◆ **YOUR INSTRUCTIONS**: All lines holding the string "React" are to be shown.

◆ **SOURCE MATERIAL**:
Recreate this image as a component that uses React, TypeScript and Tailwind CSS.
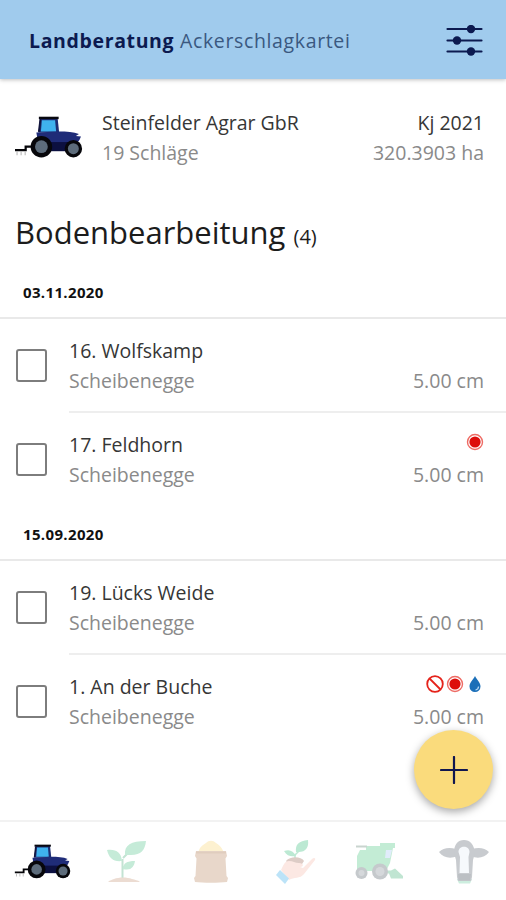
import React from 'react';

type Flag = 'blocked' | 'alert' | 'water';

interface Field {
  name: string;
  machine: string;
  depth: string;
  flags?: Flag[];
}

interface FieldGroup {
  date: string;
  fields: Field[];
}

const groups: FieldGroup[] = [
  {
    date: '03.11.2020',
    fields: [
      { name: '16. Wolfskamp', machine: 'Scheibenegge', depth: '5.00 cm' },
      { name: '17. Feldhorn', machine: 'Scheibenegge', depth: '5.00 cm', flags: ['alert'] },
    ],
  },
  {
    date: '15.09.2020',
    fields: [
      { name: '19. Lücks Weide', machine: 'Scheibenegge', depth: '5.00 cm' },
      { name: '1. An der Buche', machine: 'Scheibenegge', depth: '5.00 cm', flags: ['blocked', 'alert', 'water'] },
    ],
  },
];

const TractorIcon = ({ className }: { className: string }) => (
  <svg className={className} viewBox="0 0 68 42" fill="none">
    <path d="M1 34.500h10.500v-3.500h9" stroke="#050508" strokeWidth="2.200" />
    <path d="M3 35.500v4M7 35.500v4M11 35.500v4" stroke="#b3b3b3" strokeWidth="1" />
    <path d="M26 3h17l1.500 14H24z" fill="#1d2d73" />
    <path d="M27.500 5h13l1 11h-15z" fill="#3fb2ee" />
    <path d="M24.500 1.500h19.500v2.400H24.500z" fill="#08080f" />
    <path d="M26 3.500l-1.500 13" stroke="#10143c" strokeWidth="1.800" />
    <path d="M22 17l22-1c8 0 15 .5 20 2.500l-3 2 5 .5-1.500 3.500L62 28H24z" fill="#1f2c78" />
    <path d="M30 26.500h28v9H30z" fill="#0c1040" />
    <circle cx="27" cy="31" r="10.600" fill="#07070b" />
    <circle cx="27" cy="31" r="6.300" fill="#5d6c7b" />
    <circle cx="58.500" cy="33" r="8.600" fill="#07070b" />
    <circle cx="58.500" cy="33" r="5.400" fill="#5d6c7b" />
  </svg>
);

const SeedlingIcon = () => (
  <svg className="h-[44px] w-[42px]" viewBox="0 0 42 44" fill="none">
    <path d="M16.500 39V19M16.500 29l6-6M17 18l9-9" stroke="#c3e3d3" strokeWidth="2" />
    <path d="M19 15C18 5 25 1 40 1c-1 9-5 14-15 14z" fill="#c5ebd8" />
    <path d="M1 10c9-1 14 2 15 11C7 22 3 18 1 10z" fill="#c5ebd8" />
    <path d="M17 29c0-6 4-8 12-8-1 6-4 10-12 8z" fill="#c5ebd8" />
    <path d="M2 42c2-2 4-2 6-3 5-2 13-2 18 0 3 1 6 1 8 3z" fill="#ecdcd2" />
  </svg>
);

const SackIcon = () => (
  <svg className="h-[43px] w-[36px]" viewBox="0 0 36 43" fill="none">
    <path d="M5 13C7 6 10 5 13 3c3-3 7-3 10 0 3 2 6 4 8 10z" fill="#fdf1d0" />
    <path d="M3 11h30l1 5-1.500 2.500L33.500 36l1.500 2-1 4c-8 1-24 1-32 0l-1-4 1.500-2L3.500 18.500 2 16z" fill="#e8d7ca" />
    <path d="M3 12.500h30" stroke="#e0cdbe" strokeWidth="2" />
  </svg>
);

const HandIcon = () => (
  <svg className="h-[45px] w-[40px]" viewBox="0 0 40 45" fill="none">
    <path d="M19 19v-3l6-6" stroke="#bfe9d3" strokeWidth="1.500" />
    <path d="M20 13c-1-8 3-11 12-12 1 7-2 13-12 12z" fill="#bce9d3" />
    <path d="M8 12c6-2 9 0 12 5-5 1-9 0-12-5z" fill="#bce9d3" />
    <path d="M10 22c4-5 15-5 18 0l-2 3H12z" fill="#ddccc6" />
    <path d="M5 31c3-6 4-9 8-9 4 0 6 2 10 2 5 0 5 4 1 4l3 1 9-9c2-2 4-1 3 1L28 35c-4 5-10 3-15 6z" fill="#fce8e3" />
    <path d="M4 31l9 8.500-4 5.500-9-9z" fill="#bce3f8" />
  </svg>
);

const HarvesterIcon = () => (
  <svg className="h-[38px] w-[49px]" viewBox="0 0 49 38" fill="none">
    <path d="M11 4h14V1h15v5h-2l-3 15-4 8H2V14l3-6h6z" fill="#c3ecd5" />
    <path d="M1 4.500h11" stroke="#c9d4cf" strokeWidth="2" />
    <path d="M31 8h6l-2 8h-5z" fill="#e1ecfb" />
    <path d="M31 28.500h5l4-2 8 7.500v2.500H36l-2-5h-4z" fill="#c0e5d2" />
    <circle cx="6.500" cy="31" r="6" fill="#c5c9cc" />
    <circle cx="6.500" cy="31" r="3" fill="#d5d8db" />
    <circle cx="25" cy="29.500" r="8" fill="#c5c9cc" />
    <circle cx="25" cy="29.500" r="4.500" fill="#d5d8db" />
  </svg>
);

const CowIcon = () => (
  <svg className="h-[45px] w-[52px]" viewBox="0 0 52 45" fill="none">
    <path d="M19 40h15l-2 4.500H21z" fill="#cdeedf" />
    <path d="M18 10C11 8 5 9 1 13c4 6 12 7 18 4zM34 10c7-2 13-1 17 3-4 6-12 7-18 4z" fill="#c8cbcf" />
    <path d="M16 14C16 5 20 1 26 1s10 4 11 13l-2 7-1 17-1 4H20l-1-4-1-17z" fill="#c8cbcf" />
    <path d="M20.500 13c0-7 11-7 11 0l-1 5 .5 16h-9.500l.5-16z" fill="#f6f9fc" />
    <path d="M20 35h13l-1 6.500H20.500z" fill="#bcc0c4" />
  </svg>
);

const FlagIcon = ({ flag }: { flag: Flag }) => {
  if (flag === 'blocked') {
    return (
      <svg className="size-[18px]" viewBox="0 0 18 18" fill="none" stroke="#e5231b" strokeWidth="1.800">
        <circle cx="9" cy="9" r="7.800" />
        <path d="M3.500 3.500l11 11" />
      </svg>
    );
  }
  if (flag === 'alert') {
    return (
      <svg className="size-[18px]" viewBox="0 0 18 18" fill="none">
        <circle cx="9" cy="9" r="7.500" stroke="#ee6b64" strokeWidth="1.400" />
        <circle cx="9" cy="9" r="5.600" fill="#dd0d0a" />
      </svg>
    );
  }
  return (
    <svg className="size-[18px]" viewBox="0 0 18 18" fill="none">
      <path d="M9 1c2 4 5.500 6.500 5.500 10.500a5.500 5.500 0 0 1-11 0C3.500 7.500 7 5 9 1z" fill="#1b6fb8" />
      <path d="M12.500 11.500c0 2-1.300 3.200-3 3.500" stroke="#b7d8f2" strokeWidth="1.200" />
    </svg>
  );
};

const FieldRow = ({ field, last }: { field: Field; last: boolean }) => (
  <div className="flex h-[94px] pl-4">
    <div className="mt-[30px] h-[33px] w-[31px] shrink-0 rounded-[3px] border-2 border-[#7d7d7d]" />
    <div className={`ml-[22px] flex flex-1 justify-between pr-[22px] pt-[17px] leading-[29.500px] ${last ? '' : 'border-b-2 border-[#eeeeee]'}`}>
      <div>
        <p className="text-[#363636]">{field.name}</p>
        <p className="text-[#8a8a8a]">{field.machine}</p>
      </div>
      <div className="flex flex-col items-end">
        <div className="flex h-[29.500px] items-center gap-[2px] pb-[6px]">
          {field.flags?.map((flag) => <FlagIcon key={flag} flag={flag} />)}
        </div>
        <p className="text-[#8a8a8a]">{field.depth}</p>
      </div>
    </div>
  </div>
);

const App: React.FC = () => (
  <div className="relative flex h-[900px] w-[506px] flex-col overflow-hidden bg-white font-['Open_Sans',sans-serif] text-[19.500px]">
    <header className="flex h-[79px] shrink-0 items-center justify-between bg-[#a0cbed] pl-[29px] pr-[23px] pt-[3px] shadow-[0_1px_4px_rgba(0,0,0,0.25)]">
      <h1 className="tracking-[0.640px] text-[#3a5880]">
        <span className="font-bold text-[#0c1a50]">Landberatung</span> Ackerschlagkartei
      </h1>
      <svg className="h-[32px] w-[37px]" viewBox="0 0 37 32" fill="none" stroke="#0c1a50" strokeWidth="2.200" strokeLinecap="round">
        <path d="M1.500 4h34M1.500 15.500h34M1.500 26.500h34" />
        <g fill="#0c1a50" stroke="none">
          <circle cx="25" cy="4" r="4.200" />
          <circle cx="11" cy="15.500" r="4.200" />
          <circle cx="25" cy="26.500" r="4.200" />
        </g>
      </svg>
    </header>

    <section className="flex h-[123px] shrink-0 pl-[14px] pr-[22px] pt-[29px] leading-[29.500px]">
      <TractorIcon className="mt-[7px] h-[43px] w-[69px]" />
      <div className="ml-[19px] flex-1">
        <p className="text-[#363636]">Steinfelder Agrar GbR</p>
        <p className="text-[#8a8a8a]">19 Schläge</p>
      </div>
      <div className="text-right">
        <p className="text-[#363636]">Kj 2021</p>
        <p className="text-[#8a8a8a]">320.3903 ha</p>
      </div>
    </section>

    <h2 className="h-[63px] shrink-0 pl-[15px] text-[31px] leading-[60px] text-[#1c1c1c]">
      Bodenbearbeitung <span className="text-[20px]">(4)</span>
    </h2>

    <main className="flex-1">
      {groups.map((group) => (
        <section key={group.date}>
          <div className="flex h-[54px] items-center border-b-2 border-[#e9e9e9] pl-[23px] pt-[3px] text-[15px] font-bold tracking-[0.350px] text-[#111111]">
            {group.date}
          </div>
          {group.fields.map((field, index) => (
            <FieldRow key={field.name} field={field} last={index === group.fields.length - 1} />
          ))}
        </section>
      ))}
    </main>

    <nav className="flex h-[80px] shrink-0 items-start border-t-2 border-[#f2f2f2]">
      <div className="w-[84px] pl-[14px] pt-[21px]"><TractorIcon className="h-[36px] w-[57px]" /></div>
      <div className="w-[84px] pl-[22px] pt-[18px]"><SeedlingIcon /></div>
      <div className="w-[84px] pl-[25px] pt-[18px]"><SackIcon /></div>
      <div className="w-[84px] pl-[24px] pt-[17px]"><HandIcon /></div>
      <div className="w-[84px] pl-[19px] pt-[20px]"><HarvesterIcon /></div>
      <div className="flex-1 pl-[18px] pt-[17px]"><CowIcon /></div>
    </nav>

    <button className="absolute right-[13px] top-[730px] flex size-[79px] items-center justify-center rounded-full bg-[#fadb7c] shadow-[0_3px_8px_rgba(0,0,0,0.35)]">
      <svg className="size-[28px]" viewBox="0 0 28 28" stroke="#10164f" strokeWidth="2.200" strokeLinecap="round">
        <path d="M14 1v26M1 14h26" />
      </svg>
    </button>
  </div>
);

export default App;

◆ **THE RESPONSE**:
Recreate this image as a component that uses React, TypeScript and Tailwind CSS.
import React from 'react';
const App: React.FC = () => (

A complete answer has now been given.